マイスター・ハイスクール厚岸翔洋高 スマート水産技術披露 養殖施設の維持管理等に期待
(学校 2024-07-30付)

厚岸翔洋ドローン
地元漁業者(右)に水中ドローンの操作を説明する生徒たち

 【釧路発】マイスター・ハイスクールの指定を受けている厚岸翔洋高校(山本十三校長)は17日、厚岸湾で地元漁業者を対象にスマート水産業に資する技術を披露した。海洋資源課生産コースの生徒5人が水中・空中ドローンを操作し、カキの生育状況を確認する技術や、各種海洋情報を観測する機器を紹介。IT技術を活用し持続可能な地域づくりを目指す実践活動の一端を披露した。漁業者からは養殖施設の適切な維持管理につながるドローンの大きな可能性や、予測が難しいカキの産卵時期の把握に役立つ海洋情報の活用を期待する声が寄せられた。

 同校のマイスター・ハイスクール事業の実施期間は4~6年度の3年間。「地域の未来を創るマリン・イノベーターの育成」を目標に掲げ、水産資源の持続化、漁家経営の持続化、地域産業の持続化を柱に、生徒たちは様々な活動に取り組んでいる。

 最終年度となる本年度は、漁家経営の持続化に向けた取組を進めているほか、これまでの実践成果を普及させる活動を展開している。

 本年度は地元漁業者7人を招き、海上や海中で使用するドローンの操作方法や、様々な海洋情報を収集する観測機器「うみログ」の活用状況などを紹介。9日に同校の体育館とプールでドローンの基本操作を漁業者に説明した上で、17日に厚岸湾の海上で、ドローンや「うみログ」を活用した漁業施設管理の実習を行った。

 生徒から丁寧に水中ドローンの操作説明を受けた漁業者は「実際に海中に潜るよりも鮮明に見える」と、撮影映像の感想を述べた。

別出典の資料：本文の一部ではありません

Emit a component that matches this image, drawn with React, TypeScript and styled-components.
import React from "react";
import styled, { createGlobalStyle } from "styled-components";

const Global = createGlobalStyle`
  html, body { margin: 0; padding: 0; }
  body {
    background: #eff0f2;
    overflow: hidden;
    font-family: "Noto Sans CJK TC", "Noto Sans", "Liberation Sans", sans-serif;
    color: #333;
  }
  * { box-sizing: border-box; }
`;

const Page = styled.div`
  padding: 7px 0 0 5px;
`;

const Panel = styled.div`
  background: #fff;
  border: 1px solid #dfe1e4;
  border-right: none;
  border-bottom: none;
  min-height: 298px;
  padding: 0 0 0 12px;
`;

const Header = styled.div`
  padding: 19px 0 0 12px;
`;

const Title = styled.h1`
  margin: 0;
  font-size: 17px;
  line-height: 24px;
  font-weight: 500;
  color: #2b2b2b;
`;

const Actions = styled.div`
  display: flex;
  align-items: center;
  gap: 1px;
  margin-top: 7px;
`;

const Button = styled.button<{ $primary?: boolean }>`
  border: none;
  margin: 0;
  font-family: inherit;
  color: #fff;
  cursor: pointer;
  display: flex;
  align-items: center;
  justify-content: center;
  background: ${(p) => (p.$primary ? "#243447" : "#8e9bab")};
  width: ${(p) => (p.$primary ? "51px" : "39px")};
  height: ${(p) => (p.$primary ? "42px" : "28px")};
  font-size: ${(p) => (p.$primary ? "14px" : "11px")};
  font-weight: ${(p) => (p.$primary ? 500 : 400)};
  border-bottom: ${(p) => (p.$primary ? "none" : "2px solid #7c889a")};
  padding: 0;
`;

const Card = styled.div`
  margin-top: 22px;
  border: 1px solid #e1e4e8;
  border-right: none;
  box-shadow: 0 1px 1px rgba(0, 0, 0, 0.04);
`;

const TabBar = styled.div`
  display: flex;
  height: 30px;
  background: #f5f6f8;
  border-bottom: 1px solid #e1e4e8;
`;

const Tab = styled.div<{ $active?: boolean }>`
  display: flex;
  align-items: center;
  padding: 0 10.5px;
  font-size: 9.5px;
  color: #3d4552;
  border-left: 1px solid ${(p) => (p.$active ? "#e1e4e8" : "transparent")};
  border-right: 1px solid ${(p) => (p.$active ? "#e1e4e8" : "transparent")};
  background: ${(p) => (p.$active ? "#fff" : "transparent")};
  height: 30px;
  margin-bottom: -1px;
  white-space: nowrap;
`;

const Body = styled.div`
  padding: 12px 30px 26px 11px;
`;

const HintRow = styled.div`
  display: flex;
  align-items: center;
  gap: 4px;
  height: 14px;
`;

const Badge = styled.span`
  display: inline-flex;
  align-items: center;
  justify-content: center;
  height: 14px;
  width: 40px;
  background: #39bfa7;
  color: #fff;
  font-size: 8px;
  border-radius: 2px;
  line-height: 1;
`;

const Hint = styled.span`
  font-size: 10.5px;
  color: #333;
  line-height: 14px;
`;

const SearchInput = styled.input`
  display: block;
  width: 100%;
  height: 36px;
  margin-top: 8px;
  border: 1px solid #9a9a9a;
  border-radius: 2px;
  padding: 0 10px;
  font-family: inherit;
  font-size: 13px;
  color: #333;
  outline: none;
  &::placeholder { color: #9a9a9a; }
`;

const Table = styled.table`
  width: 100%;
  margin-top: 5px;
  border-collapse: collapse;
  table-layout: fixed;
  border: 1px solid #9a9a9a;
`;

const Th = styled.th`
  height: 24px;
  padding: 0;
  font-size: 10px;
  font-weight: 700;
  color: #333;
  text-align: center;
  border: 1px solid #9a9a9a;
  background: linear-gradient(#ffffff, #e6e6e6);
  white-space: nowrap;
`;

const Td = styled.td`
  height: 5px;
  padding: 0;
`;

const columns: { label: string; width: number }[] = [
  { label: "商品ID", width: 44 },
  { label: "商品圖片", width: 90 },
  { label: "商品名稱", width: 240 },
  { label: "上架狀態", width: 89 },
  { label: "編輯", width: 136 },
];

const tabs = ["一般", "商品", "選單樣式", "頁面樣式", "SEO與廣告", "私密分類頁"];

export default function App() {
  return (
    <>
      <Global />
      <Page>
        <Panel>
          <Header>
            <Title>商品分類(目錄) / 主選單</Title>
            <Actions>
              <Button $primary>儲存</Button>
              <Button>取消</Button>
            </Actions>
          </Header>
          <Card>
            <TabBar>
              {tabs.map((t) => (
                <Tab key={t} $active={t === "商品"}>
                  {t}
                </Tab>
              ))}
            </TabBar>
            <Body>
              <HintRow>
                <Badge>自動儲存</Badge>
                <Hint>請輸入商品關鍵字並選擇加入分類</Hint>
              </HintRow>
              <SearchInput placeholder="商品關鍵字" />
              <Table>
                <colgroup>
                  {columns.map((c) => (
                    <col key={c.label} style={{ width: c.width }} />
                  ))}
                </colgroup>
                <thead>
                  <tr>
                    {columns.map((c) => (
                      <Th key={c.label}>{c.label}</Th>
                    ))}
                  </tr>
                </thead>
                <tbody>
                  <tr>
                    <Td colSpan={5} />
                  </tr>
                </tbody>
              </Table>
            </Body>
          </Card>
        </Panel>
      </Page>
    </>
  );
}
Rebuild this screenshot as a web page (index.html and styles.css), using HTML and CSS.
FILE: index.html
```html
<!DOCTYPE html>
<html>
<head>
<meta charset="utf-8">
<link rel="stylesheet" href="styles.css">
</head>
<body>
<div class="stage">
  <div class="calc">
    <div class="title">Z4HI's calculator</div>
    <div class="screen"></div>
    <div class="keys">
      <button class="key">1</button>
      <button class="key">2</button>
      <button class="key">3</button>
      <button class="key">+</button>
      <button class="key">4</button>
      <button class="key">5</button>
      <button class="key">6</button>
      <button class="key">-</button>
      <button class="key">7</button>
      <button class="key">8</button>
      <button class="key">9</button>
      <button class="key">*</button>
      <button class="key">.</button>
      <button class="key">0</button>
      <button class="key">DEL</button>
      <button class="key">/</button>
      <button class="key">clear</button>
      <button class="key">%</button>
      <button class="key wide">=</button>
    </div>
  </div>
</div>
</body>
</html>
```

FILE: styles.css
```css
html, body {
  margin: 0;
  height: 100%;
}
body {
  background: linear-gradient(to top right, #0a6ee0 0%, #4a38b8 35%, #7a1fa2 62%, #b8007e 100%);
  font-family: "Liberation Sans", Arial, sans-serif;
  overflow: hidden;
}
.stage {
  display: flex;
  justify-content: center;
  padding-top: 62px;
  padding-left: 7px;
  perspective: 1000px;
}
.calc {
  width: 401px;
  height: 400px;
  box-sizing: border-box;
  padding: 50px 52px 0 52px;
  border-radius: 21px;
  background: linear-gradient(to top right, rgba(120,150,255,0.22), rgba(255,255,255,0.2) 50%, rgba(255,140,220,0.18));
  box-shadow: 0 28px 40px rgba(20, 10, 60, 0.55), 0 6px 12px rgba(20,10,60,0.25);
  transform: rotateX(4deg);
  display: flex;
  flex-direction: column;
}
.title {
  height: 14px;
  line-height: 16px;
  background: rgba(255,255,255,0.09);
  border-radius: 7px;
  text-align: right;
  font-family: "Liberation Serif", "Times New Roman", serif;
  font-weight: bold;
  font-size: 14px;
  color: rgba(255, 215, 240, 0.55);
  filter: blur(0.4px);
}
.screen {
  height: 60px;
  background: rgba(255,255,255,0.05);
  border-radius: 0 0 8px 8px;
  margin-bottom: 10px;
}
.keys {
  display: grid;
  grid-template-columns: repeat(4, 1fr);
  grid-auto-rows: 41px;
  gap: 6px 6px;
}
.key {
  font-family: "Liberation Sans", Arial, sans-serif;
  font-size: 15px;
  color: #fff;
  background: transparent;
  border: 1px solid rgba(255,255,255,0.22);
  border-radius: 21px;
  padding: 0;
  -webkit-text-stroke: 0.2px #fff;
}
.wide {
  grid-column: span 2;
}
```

 引率した山本健太郎教諭は「潮の影響などを受けやすいため、海中での操作はこつが必要。これを契機に操作方法について理解を深めてもらえれば」と期待を寄せた。

 17日は海上からドローンでカキの養殖場全体を空撮したほか「うみログ」を付けたブイの設置個所を確認。水温や水位、画像などの各種データを有効活用し、地域漁業のスマート化を推進する技術の数々を紹介した。

 海上から帰校後、同校で生徒と漁業者が意見交換。漁業者はスマート水産業に期待する多くの意見を寄せた。ドローンについては、荒天後の養殖施設の被害状況の把握や密漁の監視にも活用できるとの意見に加え、冬期間の厚岸湾の結氷状況を容易に把握し、養殖施設の適切な維持管理ができるとの意見も寄せた。

 一方「うみログ」については「カキの養殖で重要となる産卵時期の把握に活用できるのでは」と、大きな可能性を期待する意見が上がった。

 漁業者は産卵時期(抱卵時期)について、長年の経験と勘を頼りに判断していることを生徒に説明。「うみログ」での各種データ収集は、養殖海域の水温の変化や、正確な積算水温の観測を可能とし、より精度の高い予測につながるとした。

 同校は引き続き、漁場管理のスマート化、海洋情報データの活用、ドローンの有効活用、ITを活用した成果の発信などに力を入れ、次年度からの学校設定科目の導入に向けた取組を進めていく。